La tentation serait grande de multiplier les collages de citation, tant les articulations opérées font sens immédiatement et trouvent une résonance (lugubre) dans la situation de la fin des années 2000. Le fonctionnement des sociétés « capitalistes-démocratiques » y apparaît au mieux comme un jeu de dupes et au pire comme la réalisation d'un Meilleur des mondes numérique. Luc Boltanski ne se prive pas de relever que le « rapprochement, étrange quand on y pense, de la volonté et de la nécessité » a été longtemps l'apanage (analysé par Hannah Arendt en premier lieu) des « régimes totalitaires se réclamant d'une philosophie déterministe de l'histoire ». La dissection des technologies de gouvernement développées depuis trente ans lui sert à montrer comment les « effets de domination » traditionnels, fondés sur la répression, ont été remplacés par des formes plus sophistiquées, qui admettent une certaine forme de critique (pour la désamorcer ?).

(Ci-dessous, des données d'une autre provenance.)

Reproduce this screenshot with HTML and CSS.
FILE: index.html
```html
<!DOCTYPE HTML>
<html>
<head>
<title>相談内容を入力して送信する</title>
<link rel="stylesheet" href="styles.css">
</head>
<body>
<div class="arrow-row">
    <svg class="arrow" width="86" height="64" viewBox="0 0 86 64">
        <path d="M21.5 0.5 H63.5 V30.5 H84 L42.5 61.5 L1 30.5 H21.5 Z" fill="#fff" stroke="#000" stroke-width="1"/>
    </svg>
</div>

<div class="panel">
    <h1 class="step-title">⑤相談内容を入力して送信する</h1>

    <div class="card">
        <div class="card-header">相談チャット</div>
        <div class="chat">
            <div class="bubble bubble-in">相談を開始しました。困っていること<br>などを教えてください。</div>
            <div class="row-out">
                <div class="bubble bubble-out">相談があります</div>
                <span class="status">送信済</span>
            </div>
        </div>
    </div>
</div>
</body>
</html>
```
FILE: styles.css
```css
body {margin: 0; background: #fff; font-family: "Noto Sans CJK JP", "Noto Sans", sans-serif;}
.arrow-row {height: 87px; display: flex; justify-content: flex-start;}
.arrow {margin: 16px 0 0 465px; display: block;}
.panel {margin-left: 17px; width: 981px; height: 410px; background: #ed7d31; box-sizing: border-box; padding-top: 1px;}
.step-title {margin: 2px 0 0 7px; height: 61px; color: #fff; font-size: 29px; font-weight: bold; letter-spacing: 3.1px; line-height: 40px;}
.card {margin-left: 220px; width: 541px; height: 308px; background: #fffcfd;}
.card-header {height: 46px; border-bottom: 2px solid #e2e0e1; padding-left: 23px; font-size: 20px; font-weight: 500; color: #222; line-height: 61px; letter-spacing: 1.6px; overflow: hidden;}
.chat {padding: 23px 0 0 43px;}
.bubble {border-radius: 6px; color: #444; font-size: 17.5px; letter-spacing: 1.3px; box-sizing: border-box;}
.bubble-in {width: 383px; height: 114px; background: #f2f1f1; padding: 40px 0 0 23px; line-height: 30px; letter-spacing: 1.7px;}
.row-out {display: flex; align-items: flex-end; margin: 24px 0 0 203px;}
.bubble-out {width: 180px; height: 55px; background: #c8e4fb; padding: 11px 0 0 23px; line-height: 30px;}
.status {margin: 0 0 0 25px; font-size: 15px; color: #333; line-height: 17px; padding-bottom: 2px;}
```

En définitive, cette double publication n'a rien d'une commémoration : il s'agit avant tout de « rendre la réalité inacceptable » ici et maintenant en revivifiant la « pensée critique ». Luc Boltanski estime que cette dernière a été désamorcée par le fonctionnement redoutable de « l'idéologie dominante » dans un contexte de libéralisme triomphant et de mutation décisive de l'action étatique (qui loin de disparaître s'est redéployée). Faisant la synthèse d'une bibliographie de vaste ampleur, il nous peint une société dominée par un gouvernement des experts, où la bruyante mise en avant des individus autorise des technologies de contrôle rapproché et l'exercice d'un capitalisme délesté des solidarités collectives (qui pouvaient lui opposer une certaine résistance). Ce livre, parfois angoissant, est un exercice de salubrité publique.